I believe you're being a bit too all-inclusive with the
phrase "or that moves it towards a recipient", as that
could easily encompass an MTA and MSA. Unless encompassing
them is your intent?
> Bad actors create new messages, or modify existing
> messages, for the purpose
> of asserting an invalid originator, sender or recipient
> identity or to add unauthorized or undesired content.
I suggest changing the meaning a bit and rewording thusly:
Bad actors create new messages, or modify content of
existing messages, to attempt to bypass automatic filters
and human recipients. These messages succeed at bypassing
automatic filters by lying about the identity of the
I'm trying to describe the simpliest anti-spam mechanism,
which is a whitelist of valid recipients. I'm well aware,
as is everyone else, of the limits of a whitelist, but it
is the basis for automatic whitelists, heuristics, Bayesian
filters, and other mechanisms that attempt to classify
messages and message content in the absense of a long
whitelist and in the absense of strong identity.

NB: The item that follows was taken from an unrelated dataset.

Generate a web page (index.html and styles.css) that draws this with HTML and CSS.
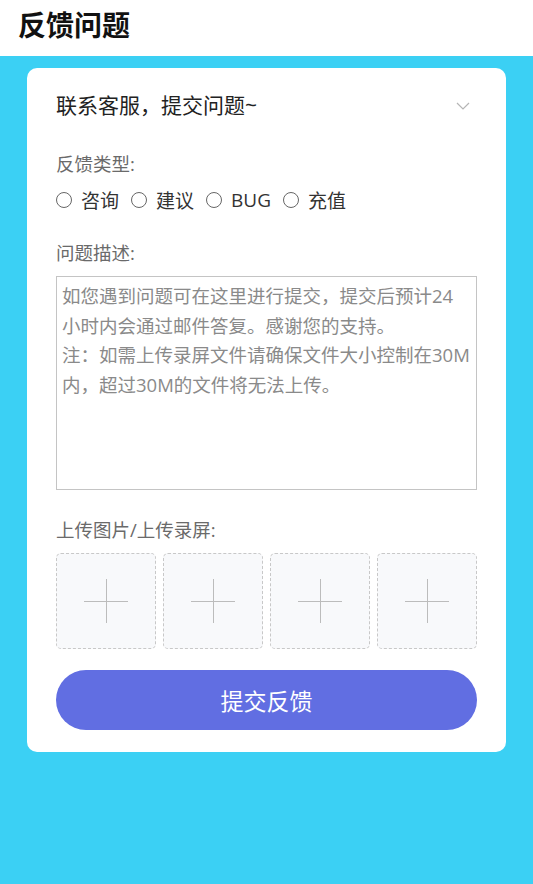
FILE: index.html
```html
<!DOCTYPE html>
<html lang="zh">
<head>
<meta charset="utf-8">
<link rel="stylesheet" href="styles.css">
</head>
<body>
<header class="header"><h1 class="title">反馈问题</h1></header>
<main class="page">
  <section class="card">
    <div class="select-row">
      <span class="select-text">联系客服，提交问题~</span>
      <svg class="chevron" width="14" height="8" viewBox="0 0 14 8"><path d="M1 1 L7 7 L13 1" fill="none" stroke="#b5b5b5" stroke-width="1.2"/></svg>
    </div>
    <div class="label label-type">反馈类型:</div>
    <div class="radios">
      <label class="radio"><span class="dot"></span>咨询</label>
      <label class="radio"><span class="dot"></span>建议</label>
      <label class="radio"><span class="dot"></span>BUG</label>
      <label class="radio"><span class="dot"></span>充值</label>
    </div>
    <div class="label label-desc">问题描述:</div>
    <textarea class="desc" placeholder="如您遇到问题可在这里进行提交，提交后预计24小时内会通过邮件答复。感谢您的支持。&#10;注：如需上传录屏文件请确保文件大小控制在30M内，超过30M的文件将无法上传。"></textarea>
    <div class="label label-upload">上传图片/上传录屏:</div>
    <div class="uploads">
      <div class="upload"><span class="plus"></span></div>
      <div class="upload"><span class="plus"></span></div>
      <div class="upload"><span class="plus"></span></div>
      <div class="upload"><span class="plus"></span></div>
    </div>
    <button class="submit">提交反馈</button>
  </section>
</main>
</body>
</html>
```
FILE: styles.css
```css
* { box-sizing: border-box; }
html, body { margin: 0; padding: 0; }
body {
  font-family: "Open Sans", "Noto Sans CJK SC", sans-serif;
  background: #3bd0f4;
  min-height: 884px;
}
.header {
  background: #fff;
  height: 56px;
  display: flex;
  align-items: center;
  padding-left: 18px;
}
.title {
  margin: 0;
  font-size: 28px;
  font-weight: 700;
  color: #111;
  line-height: 1;
  margin-top: -6px;
}
.page { padding: 12px 27px 0; }
.card {
  background: #fff;
  border-radius: 10px;
  padding: 0 29px 22px;
}
.select-row {
  height: 72px;
  display: flex;
  align-items: center;
  justify-content: space-between;
}
.select-text { font-size: 21px; color: #222; }
.chevron { margin-right: 7px; margin-top: 4px; }
.label {
  font-size: 18.5px;
  color: #6a6a6a;
  line-height: 24px;
}
.label-type { margin-top: 12px; }
.radios {
  margin-top: 10px;
  height: 28px;
  display: flex;
  align-items: center;
  gap: 12px;
}
.radio {
  display: flex;
  align-items: center;
  font-size: 19px;
  color: #333;
}
.dot {
  width: 16px;
  height: 16px;
  border: 1.5px solid #666;
  border-radius: 50%;
  margin-right: 9px;
}
.label-desc { margin-top: 27px; }
.desc {
  display: block;
  margin-top: 11px;
  width: 100%;
  height: 214px;
  border: 1px solid #c4c4c4;
  padding: 4px 5.5px 4px 5px;
  font-family: inherit;
  font-size: 18.5px;
  line-height: 29.5px;
  resize: none;
  outline: none;
}
.desc::placeholder { color: #8a8a8a; }
.label-upload { margin-top: 28px; }
.uploads {
  margin-top: 11px;
  display: flex;
  gap: 7px;
}
.upload {
  width: 100px;
  height: 96px;
  border: 1px dashed #c8c8c8;
  border-radius: 5px;
  background: #f8f9fb;
  position: relative;
}
.plus {
  position: absolute;
  left: 50%;
  top: 50%;
  width: 44px;
  height: 44px;
  transform: translate(-50%, -50%);
}
.plus::before, .plus::after {
  content: "";
  position: absolute;
  background: #bcbcbc;
}
.plus::before { left: 0; right: 0; top: 21.5px; height: 1px; }
.plus::after { top: 0; bottom: 0; left: 21.5px; width: 1px; }
.submit {
  display: block;
  margin-top: 21px;
  width: 100%;
  height: 60px;
  border: none;
  border-radius: 30px;
  background: #616ee2;
  color: #fff;
  font-family: inherit;
  font-size: 23px;
}
```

Until we have a standardized reputation system, describing
how DKIM could help whitelists be more valuable is probably
the best thing to describe in IETF.
> They are able to generate messages on large
> numbers of compromised machines, using the identities of the
> machines' owners,
> without the knowledge or consent of the owners. Alternately,
> bad actors may
> instead use any other identity they wish, such as for a
> well-known transaction
> service. Bad actors may set any email envelope or content
> header field to any value they wish.
> For any email, the recipient might view the author or
> sender as a good or bad
> actor. That is, they might want to receive the message or
> they might want not to
> receive it, according to criteria specific to that recipient.
> there are classes of mail that are commonly assessed to be
> unacceptable. The
> two major examples -- and they overlap -- are:
> a. Spam -- unsolicited bulk email (UBE), and
> b. Forgery -- messages that state false
> authorship (Joe Job) that
> might be known to the recipient, and might attempt to trick
> the recipient into
> disclosing private information (Phishing).
> Hence, problematic mail divides between large quantities of
> generally undesired
> content, and *any* quantity of fraudulent content.
> In the current Internet Mail environment a mail receiver can
> never be sure
> whether a piece of mail was from the purported author they
> normally associate
> with the claimed identity. This leads to many avenues of abuse.
> In large quantities, undesired messages reduce the utility of
> email. Hence, the
> primary threat of spam is its volume. By contrast, even in
> small quantities,
> phishing messages can be extremely damaging.
> Therefore, being able to discern undesired mail can be
> extremely useful.
> Similarly being able to discern desired mail reduces the
> impact of the UBE
> undesired mail, since it can define a more "trusted"
> partition of email traffic.
> In these cases, reliable and accurate identification of an
> actor claiming
> responsibility for the message permits assessing their
> acceptability and,
> thereby, the likely acceptability of the message content.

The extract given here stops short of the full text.